- _What is expected_
Repeat the records verbatim and leave the pictures out of your copy.
═══ Given records ═══
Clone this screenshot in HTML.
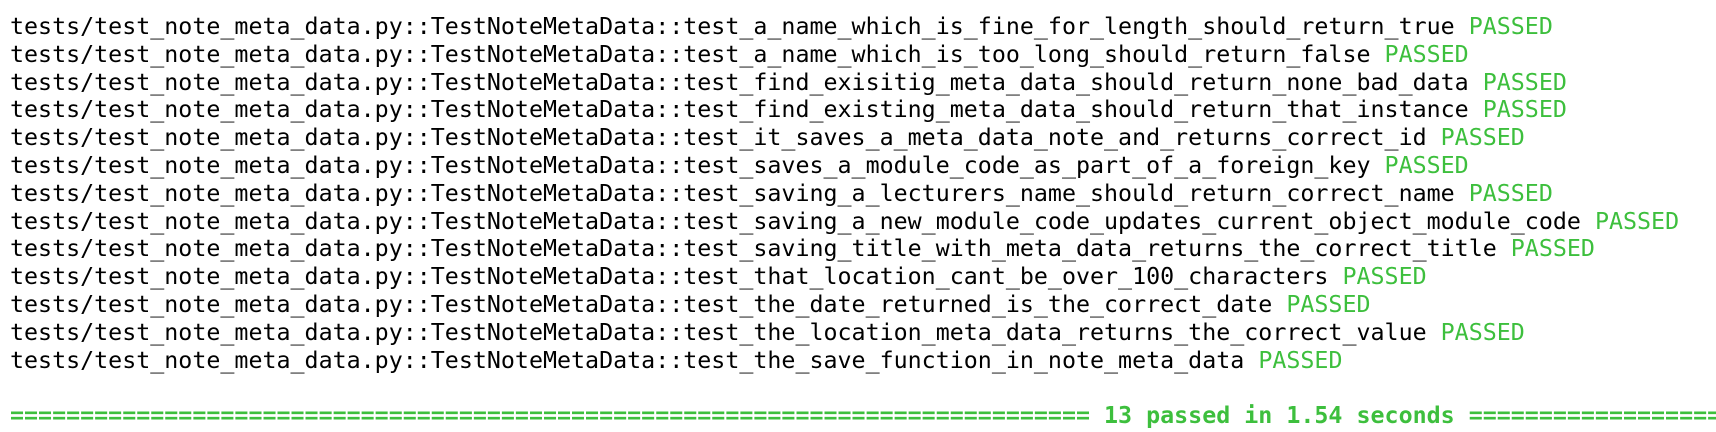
<!DOCTYPE html>
<html><head><meta charset="utf-8"><style>
html,body{margin:0;padding:0;background:#fff;width:1716px;height:432px;overflow:hidden}
pre{margin:0;padding:13px 0 0 10px;font-family:"DejaVu Sans Mono","Liberation Mono",monospace;font-size:23.3px;line-height:27.8px;color:#000;white-space:pre}
.g{color:#3dbf3d}
.b{font-weight:bold}
</style></head><body><pre>tests/test_note_meta_data.py::TestNoteMetaData::test_a_name_which_is_fine_for_length_should_return_true <span class="g">PASSED</span>
tests/test_note_meta_data.py::TestNoteMetaData::test_a_name_which_is_too_long_should_return_false <span class="g">PASSED</span>
tests/test_note_meta_data.py::TestNoteMetaData::test_find_exisitig_meta_data_should_return_none_bad_data <span class="g">PASSED</span>
tests/test_note_meta_data.py::TestNoteMetaData::test_find_existing_meta_data_should_return_that_instance <span class="g">PASSED</span>
tests/test_note_meta_data.py::TestNoteMetaData::test_it_saves_a_meta_data_note_and_returns_correct_id <span class="g">PASSED</span>
tests/test_note_meta_data.py::TestNoteMetaData::test_saves_a_module_code_as_part_of_a_foreign_key <span class="g">PASSED</span>
tests/test_note_meta_data.py::TestNoteMetaData::test_saving_a_lecturers_name_should_return_correct_name <span class="g">PASSED</span>
tests/test_note_meta_data.py::TestNoteMetaData::test_saving_a_new_module_code_updates_current_object_module_code <span class="g">PASSED</span>
tests/test_note_meta_data.py::TestNoteMetaData::test_saving_title_with_meta_data_returns_the_correct_title <span class="g">PASSED</span>
tests/test_note_meta_data.py::TestNoteMetaData::test_that_location_cant_be_over_100_characters <span class="g">PASSED</span>
tests/test_note_meta_data.py::TestNoteMetaData::test_the_date_returned_is_the_correct_date <span class="g">PASSED</span>
tests/test_note_meta_data.py::TestNoteMetaData::test_the_location_meta_data_returns_the_correct_value <span class="g">PASSED</span>
tests/test_note_meta_data.py::TestNoteMetaData::test_the_save_function_in_note_meta_data <span class="g">PASSED</span>

<span class="g b">============================================================================= 13 passed in 1.54 seconds ======================================</span></pre></body></html>
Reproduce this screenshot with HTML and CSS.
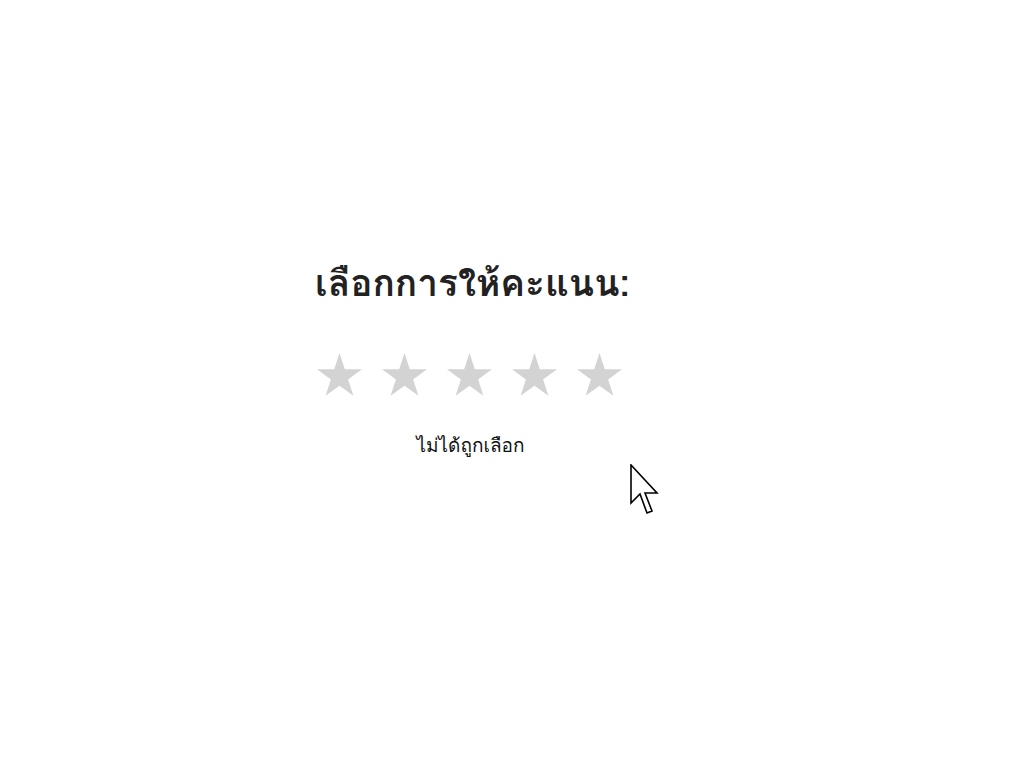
FILE: index.html
```html
<!DOCTYPE html>
<html lang="th">
<head>
<meta charset="utf-8">
<title>Rating</title>
<link rel="stylesheet" href="styles.css">
</head>
<body>
<div class="page">
  <div class="rating">
    <h2 class="title">เลือกการให้คะแนน:</h2>
    <div class="stars">
      <svg class="star" viewBox="0 0 45 43" width="45" height="43"><polygon points="22.5,0 27.82,16.35 45,16.35 31.1,26.45 36.41,42.8 22.5,32.7 8.59,42.8 13.9,26.45 0,16.35 17.18,16.35"/></svg>
      <svg class="star" viewBox="0 0 45 43" width="45" height="43"><polygon points="22.5,0 27.82,16.35 45,16.35 31.1,26.45 36.41,42.8 22.5,32.7 8.59,42.8 13.9,26.45 0,16.35 17.18,16.35"/></svg>
      <svg class="star" viewBox="0 0 45 43" width="45" height="43"><polygon points="22.5,0 27.82,16.35 45,16.35 31.1,26.45 36.41,42.8 22.5,32.7 8.59,42.8 13.9,26.45 0,16.35 17.18,16.35"/></svg>
      <svg class="star" viewBox="0 0 45 43" width="45" height="43"><polygon points="22.5,0 27.82,16.35 45,16.35 31.1,26.45 36.41,42.8 22.5,32.7 8.59,42.8 13.9,26.45 0,16.35 17.18,16.35"/></svg>
      <svg class="star" viewBox="0 0 45 43" width="45" height="43"><polygon points="22.5,0 27.82,16.35 45,16.35 31.1,26.45 36.41,42.8 22.5,32.7 8.59,42.8 13.9,26.45 0,16.35 17.18,16.35"/></svg>
    </div>
    <p class="status">ไม่ได้ถูกเลือก</p>
  </div>
</div>
<svg class="cursor" width="30" height="52" viewBox="0 0 30 52"><path d="M1,1 L1,39 L10,30 L17,49 L22,47 L15,29 L27,29 Z" fill="#fff" stroke="#000" stroke-width="1.6" stroke-linejoin="miter"/></svg>
</body>
</html>
```
FILE: styles.css
```css
html, body {
  margin: 0;
  padding: 0;
  background: #fff;
}
body {
  font-family: "Loma", "DejaVu Sans", sans-serif;
  color: #222;
}
.page {
  padding-top: 253px;
  padding-left: 315px;
}
.rating {
  display: inline-flex;
  flex-direction: column;
}
.title {
  margin: 0;
  font-size: 37px;
  font-weight: 600;
  line-height: 60px;
  color: #222;
}
.stars {
  display: flex;
  gap: 20px;
  margin-top: 40px;
  padding-left: 2px;
}
.star polygon {
  fill: #d3d3d3;
}
.status {
  margin: 36px 0 0;
  text-align: center;
  font-size: 19px;
  line-height: 26px;
  color: #111;
  padding-left: 2px;
  width: 307px;
}
.cursor {
  position: absolute;
  left: 630px;
  top: 464px;
}
```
═══
- _Exercise response_
Clone this screenshot in HTML.
<!DOCTYPE html>
<html><head><meta charset="utf-8"><style>
html,body{margin:0;padding:0;background:#fff;width:1716px;height:432px;overflow:hidden}
pre{margin:0;padding:13px 0 0 10px;font-family:"DejaVu Sans Mono","Liberation Mono",monospace;font-size:23.3px;line-height:27.8px;color:#000;white-space:pre}
.g{color:#3dbf3d}
.b{font-weight:bold}
</style></head><body><pre>tests/test_note_meta_data.py::TestNoteMetaData::test_a_name_which_is_fine_for_length_should_return_true <span class="g">PASSED</span>
tests/test_note_meta_data.py::TestNoteMetaData::test_a_name_which_is_too_long_should_return_false <span class="g">PASSED</span>
tests/test_note_meta_data.py::TestNoteMetaData::test_find_exisitig_meta_data_should_return_none_bad_data <span class="g">PASSED</span>
tests/test_note_meta_data.py::TestNoteMetaData::test_find_existing_meta_data_should_return_that_instance <span class="g">PASSED</span>
tests/test_note_meta_data.py::TestNoteMetaData::test_it_saves_a_meta_data_note_and_returns_correct_id <span class="g">PASSED</span>
tests/test_note_meta_data.py::TestNoteMetaData::test_saves_a_module_code_as_part_of_a_foreign_key <span class="g">PASSED</span>
tests/test_note_meta_data.py::TestNoteMetaData::test_saving_a_lecturers_name_should_return_correct_name <span class="g">PASSED</span>
tests/test_note_meta_data.py::TestNoteMetaData::test_saving_a_new_module_code_updates_current_object_module_code <span class="g">PASSED</span>
tests/test_note_meta_data.py::TestNoteMetaData::test_saving_title_with_meta_data_returns_the_correct_title <span class="g">PASSED</span>
tests/test_note_meta_data.py::TestNoteMetaData::test_that_location_cant_be_over_100_characters <span class="g">PASSED</span>
tests/test_note_meta_data.py::TestNoteMetaData::test_the_date_returned_is_the_correct_date <span class="g">PASSED</span>
tests/test_note_meta_data.py::TestNoteMetaData::test_the_location_meta_data_returns_the_correct_value <span class="g">PASSED</span>
tests/test_note_meta_data.py::TestNoteMetaData::test_the_save_function_in_note_meta_data <span class="g">PASSED</span>

<span class="g b">============================================================================= 13 passed in 1.54 seconds ======================================</span></pre></body></html>
Reproduce this screenshot with HTML and CSS.
FILE: index.html
```html
<!DOCTYPE html>
<html lang="th">
<head>
<meta charset="utf-8">
<title>Rating</title>
<link rel="stylesheet" href="styles.css">
</head>
<body>
<div class="page">
  <div class="rating">
    <h2 class="title">เลือกการให้คะแนน:</h2>
    <div class="stars">
      <svg class="star" viewBox="0 0 45 43" width="45" height="43"><polygon points="22.5,0 27.82,16.35 45,16.35 31.1,26.45 36.41,42.8 22.5,32.7 8.59,42.8 13.9,26.45 0,16.35 17.18,16.35"/></svg>
      <svg class="star" viewBox="0 0 45 43" width="45" height="43"><polygon points="22.5,0 27.82,16.35 45,16.35 31.1,26.45 36.41,42.8 22.5,32.7 8.59,42.8 13.9,26.45 0,16.35 17.18,16.35"/></svg>
      <svg class="star" viewBox="0 0 45 43" width="45" height="43"><polygon points="22.5,0 27.82,16.35 45,16.35 31.1,26.45 36.41,42.8 22.5,32.7 8.59,42.8 13.9,26.45 0,16.35 17.18,16.35"/></svg>
      <svg class="star" viewBox="0 0 45 43" width="45" height="43"><polygon points="22.5,0 27.82,16.35 45,16.35 31.1,26.45 36.41,42.8 22.5,32.7 8.59,42.8 13.9,26.45 0,16.35 17.18,16.35"/></svg>
      <svg class="star" viewBox="0 0 45 43" width="45" height="43"><polygon points="22.5,0 27.82,16.35 45,16.35 31.1,26.45 36.41,42.8 22.5,32.7 8.59,42.8 13.9,26.45 0,16.35 17.18,16.35"/></svg>
    </div>
    <p class="status">ไม่ได้ถูกเลือก</p>
  </div>
</div>
<svg class="cursor" width="30" height="52" viewBox="0 0 30 52"><path d="M1,1 L1,39 L10,30 L17,49 L22,47 L15,29 L27,29 Z" fill="#fff" stroke="#000" stroke-width="1.6" stroke-linejoin="miter"/></svg>
</body>
</html>
```
FILE: styles.css
```css
html, body {
  margin: 0;
  padding: 0;
  background: #fff;
}
body {
  font-family: "Loma", "DejaVu Sans", sans-serif;
  color: #222;
}
.page {
  padding-top: 253px;
  padding-left: 315px;
}
.rating {
  display: inline-flex;
  flex-direction: column;
}
.title {
  margin: 0;
  font-size: 37px;
  font-weight: 600;
  line-height: 60px;
  color: #222;
}
.stars {
  display: flex;
  gap: 20px;
  margin-top: 40px;
  padding-left: 2px;
}
.star polygon {
  fill: #d3d3d3;
}
.status {
  margin: 36px 0 0;
  text-align: center;
  font-size: 19px;
  line-height: 26px;
  color: #111;
  padding-left: 2px;
  width: 307px;
}
.cursor {
  position: absolute;
  left: 630px;
  top: 464px;
}
```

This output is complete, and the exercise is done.